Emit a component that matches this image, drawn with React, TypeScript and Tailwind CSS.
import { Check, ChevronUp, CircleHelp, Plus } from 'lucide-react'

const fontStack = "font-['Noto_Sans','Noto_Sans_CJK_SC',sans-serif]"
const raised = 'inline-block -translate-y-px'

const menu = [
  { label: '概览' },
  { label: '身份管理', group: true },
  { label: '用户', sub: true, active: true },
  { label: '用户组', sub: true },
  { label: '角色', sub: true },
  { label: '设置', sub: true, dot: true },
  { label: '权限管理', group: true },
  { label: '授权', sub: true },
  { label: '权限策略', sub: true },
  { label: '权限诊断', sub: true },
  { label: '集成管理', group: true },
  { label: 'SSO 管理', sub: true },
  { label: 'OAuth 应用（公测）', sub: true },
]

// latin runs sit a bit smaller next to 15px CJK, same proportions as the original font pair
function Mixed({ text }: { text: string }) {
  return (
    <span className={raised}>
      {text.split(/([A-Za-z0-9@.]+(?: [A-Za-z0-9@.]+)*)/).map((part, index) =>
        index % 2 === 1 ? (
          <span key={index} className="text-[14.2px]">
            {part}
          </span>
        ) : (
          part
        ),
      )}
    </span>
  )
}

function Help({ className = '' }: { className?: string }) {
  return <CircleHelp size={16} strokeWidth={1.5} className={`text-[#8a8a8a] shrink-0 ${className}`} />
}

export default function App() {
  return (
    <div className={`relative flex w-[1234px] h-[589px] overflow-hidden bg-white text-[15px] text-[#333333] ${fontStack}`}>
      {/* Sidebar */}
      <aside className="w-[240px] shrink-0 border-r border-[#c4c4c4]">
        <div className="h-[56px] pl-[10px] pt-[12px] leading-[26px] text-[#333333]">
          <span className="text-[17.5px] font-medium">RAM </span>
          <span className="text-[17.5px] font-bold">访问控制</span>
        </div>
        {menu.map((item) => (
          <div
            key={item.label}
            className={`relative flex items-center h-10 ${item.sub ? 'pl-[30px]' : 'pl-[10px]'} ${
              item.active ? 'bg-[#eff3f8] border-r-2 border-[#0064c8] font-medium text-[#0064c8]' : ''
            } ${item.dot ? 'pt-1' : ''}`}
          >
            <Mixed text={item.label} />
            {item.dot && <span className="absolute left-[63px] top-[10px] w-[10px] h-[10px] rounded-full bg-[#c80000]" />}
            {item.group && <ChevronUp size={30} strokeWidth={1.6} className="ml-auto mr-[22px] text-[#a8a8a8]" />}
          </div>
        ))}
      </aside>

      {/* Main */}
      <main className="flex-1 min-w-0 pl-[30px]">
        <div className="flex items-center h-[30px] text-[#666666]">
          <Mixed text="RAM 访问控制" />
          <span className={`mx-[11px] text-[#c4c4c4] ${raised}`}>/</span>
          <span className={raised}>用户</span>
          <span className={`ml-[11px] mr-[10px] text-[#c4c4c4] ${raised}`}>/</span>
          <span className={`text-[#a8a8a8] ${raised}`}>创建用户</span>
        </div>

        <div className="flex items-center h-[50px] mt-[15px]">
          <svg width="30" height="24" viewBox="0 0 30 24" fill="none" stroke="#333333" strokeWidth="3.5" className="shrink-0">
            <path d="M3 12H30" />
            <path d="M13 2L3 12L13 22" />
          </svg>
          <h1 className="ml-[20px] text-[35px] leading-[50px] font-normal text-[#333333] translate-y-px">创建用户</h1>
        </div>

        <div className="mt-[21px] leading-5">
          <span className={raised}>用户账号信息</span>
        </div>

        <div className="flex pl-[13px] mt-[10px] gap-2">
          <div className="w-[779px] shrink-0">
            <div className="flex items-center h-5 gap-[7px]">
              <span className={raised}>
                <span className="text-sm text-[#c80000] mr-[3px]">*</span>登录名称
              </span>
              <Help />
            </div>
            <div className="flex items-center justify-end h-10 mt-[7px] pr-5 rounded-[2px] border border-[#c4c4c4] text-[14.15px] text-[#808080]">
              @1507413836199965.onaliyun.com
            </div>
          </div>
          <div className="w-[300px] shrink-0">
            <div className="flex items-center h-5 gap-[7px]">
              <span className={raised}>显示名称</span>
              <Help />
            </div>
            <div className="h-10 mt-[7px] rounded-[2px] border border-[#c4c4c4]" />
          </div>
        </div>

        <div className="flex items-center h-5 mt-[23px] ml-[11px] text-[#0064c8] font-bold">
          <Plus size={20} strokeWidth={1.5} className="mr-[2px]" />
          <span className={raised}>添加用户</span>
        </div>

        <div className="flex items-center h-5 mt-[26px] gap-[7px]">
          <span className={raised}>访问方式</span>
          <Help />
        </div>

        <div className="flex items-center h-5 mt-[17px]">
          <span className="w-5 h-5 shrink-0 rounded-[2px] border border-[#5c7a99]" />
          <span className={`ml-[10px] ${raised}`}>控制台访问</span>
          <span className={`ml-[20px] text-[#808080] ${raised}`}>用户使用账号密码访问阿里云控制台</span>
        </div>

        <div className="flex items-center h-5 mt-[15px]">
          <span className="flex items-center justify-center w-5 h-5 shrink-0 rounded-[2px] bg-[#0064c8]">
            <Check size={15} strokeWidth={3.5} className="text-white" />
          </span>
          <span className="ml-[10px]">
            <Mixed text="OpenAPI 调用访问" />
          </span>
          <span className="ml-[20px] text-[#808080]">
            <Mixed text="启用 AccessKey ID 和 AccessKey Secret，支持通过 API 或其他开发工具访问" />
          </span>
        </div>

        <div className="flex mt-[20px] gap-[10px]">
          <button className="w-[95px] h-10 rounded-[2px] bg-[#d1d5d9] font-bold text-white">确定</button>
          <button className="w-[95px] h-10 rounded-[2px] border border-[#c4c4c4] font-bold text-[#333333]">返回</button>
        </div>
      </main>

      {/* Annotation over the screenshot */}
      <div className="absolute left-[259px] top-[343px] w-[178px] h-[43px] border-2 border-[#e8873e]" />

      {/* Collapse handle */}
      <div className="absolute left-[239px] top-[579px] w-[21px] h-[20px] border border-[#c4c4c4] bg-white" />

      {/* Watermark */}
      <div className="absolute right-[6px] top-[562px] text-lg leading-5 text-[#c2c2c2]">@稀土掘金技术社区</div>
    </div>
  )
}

+++

*WHAT YOU ARE ASKED TO DO*. Starting at the first line of the material above, reproduce each line exactly up to and including the line with "const raised = 'inline-block -translate-y-px'".

*OUTPUT FOR THIS EXERCISE*.
Emit a component that matches this image, drawn with React, TypeScript and Tailwind CSS.
import { Check, ChevronUp, CircleHelp, Plus } from 'lucide-react'

const fontStack = "font-['Noto_Sans','Noto_Sans_CJK_SC',sans-serif]"
const raised = 'inline-block -translate-y-px'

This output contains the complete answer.